The Orioles appeared to find a happy medium with Fowler. But there was one team that could afford to give him a one-year flier, and that was his former club, which will now pay him less than the qualifying offer it originally made and could now also possibly get a second year.
Duquette said that even though the club never had an agreement with Fowler in place, he still believed the team was in play for Fowler's services until Thursday morning.
Duquette said Thursday that Fowler's insistence on including an opt-out clause in the agreement was the deal breaker.
"We made a very competitive offer," Duquette said. "There was not an agreement to terms because they kept insisting on an opt-out. I don't see, club ownership doesn't see the value in that type of arrangement to the Orioles. If we are going to guarantee a contract, it should be a contract."

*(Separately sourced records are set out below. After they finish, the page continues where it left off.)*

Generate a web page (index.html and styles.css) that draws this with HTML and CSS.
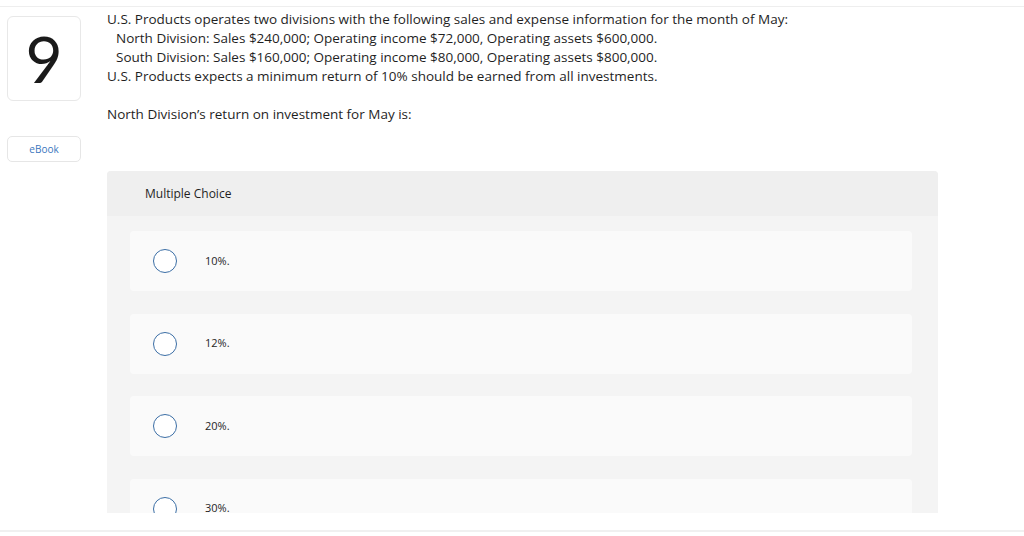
FILE: index.html
```html
<!DOCTYPE html>
<html>
<head>
<meta charset="utf-8">
<link rel="stylesheet" href="styles.css">
</head>
<body>
<div class="frame">
  <div class="content">
    <div class="side">
      <div class="qnum">9</div>
      <div class="ebook">eBook</div>
    </div>
    <div class="main">
      <div class="prompt">
        <p>U.S. Products operates two divisions with the following sales and expense information for the month of May:<br>
        <span class="ind">North Division: Sales $240,000; Operating income $72,000, Operating assets $600,000.</span><br>
        <span class="ind">South Division: Sales $160,000; Operating income $80,000, Operating assets $800,000.</span><br>
        U.S. Products expects a minimum return of 10% should be earned from all investments.</p>
        <p class="last">North Division’s return on investment for May is:</p>
      </div>
      <div class="panel">
        <div class="panel-head">Multiple Choice</div>
        <div class="panel-body">
          <div class="opt"><span class="radio"></span><span class="label">10%.</span></div>
          <div class="opt"><span class="radio"></span><span class="label">12%.</span></div>
          <div class="opt"><span class="radio"></span><span class="label">20%.</span></div>
          <div class="opt"><span class="radio"></span><span class="label">30%.</span></div>
        </div>
      </div>
    </div>
  </div>
</div>
</body>
</html>
```
FILE: styles.css
```css
html, body {
  margin: 0;
  padding: 0;
  background: #fff;
}
body {
  font-family: "Open Sans", Lato, Arial, sans-serif;
  color: #1f1f1f;
}
.frame {
  margin-top: 6px;
  border-top: 1px solid #eeeeee;
  border-bottom: 2px solid #f0f0f0;
  padding-bottom: 17px;
}
.content {
  height: 506px;
  overflow: hidden;
  display: flex;
}
.side {
  width: 74px;
  margin-left: 7px;
  flex: none;
}
.qnum {
  margin-top: 9px;
  height: 83px;
  border: 1px solid #e8e8e8;
  border-radius: 6px;
  display: flex;
  align-items: center;
  justify-content: center;
  font-family: Lato, "Open Sans", sans-serif;
  font-size: 64px;
  font-weight: 400;
  color: #1a1a1a;
  line-height: 1;
}
.ebook {
  margin-top: 35px;
  height: 24px;
  border: 1px solid #e6e6e6;
  border-radius: 5px;
  display: flex;
  align-items: center;
  justify-content: center;
  font-size: 10px;
  color: #3b77be;
}
.main {
  margin-left: 26px;
  width: 831px;
  flex: none;
}
.prompt {
  padding-top: 3px;
  font-size: 13.5px;
  line-height: 19px;
}
.prompt p {
  margin: 0 0 19px 0;
}
.prompt p.last {
  margin-bottom: 0;
}
.ind {
  padding-left: 9px;
}
.panel {
  margin-top: 47px;
  border-radius: 4px 4px 0 0;
  overflow: hidden;
  background: #f4f4f4;
}
.panel-head {
  height: 45px;
  background: #efefef;
  display: flex;
  align-items: center;
  padding-left: 38px;
  font-size: 12px;
}
.panel-body {
  padding: 15px 26px 40px 23px;
  display: flex;
  flex-direction: column;
  gap: 22.6px;
}
.opt {
  height: 60px;
  background: #fafafa;
  border-radius: 4px;
  display: flex;
  align-items: center;
  padding-left: 23px;
}
.radio {
  width: 22px;
  height: 22px;
  border: 1.3px solid #3b6ea5;
  border-radius: 50%;
  background: #fff;
  flex: none;
}
.label {
  margin-left: 28px;
  margin-bottom: 2px;
  font-size: 11px;
}
```
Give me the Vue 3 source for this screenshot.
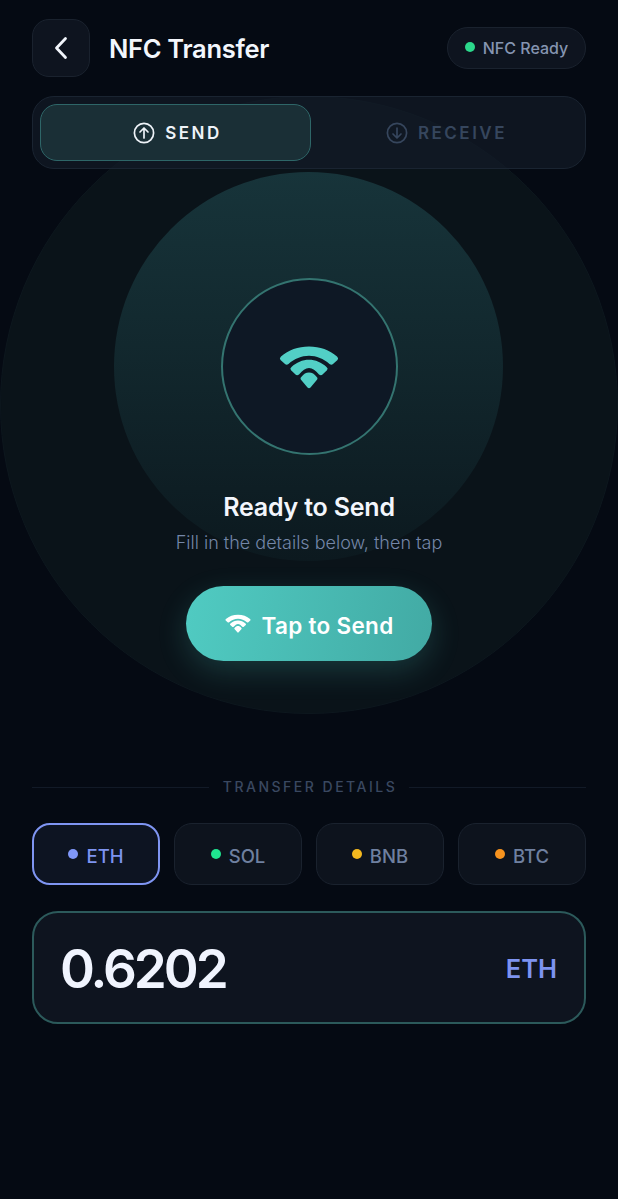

This offseason, several big-ticket free agents — including David Price, Jason Heyward, Yoenis Cespedes, Justin Upton, Johnny Cueto and Scott Kazmir — have received lucrative deals containing opt-out clauses. And while the Orioles have been aggressive on the free-agent front this offseason, investing nearly $240 million in contracts, Duquette has made it clear he doesn't see the benefit to the club of making a deal with an opt-out.
"I don't see the advantage to the team of guaranteeing the money and allowing the player to have a free look at the market," Duquette said. "Either you're going to play the market or you're going to commit to a team. Frankly, I think it's better for our fans. Our fans want to know that the guys that are playing for the Orioles are playing for the Orioles, that they're committed to the team. And I believe that that's the right way to operate the team as a business.
"I think that's the right way to run a ballclub. If you can convince me to the merits of the team, I'm sure we can consider it, but I've yet to see the value to the club."
Orioles manager Buck Showalter said he wasn't surprised by the news of Fowler returning to the Cubs.
"I didn't feel like it was [done]," Showalter said. "He was a guy we were talking to, and from [what] I was made aware of, it didn't surprise me.
"We've been looking at options and comparing them to what we had and there's a lot of things we passed on. We like what we have better."
Now, Duquette said, he will continue to look elsewhere on barren free-agent and trade markets for another hitter.
"We will keep looking to build our team," Duquette said. "I'm confident we will be able to find some players that want to come and contribute to the team. We still have all the ingredients. We have good defense. We have a good bullpen. We've upgraded our pitching staff. We got good leadership on the field and good power."
Asked about Close's statements questioning the integrity of the team, Duquette said the Orioles' pursuit of Fowler was wholehearted.
"I didn't really see it that way," Duquette said. "We were sincere in our effort to sign the player. … I'm sure we can find some other players to help the team."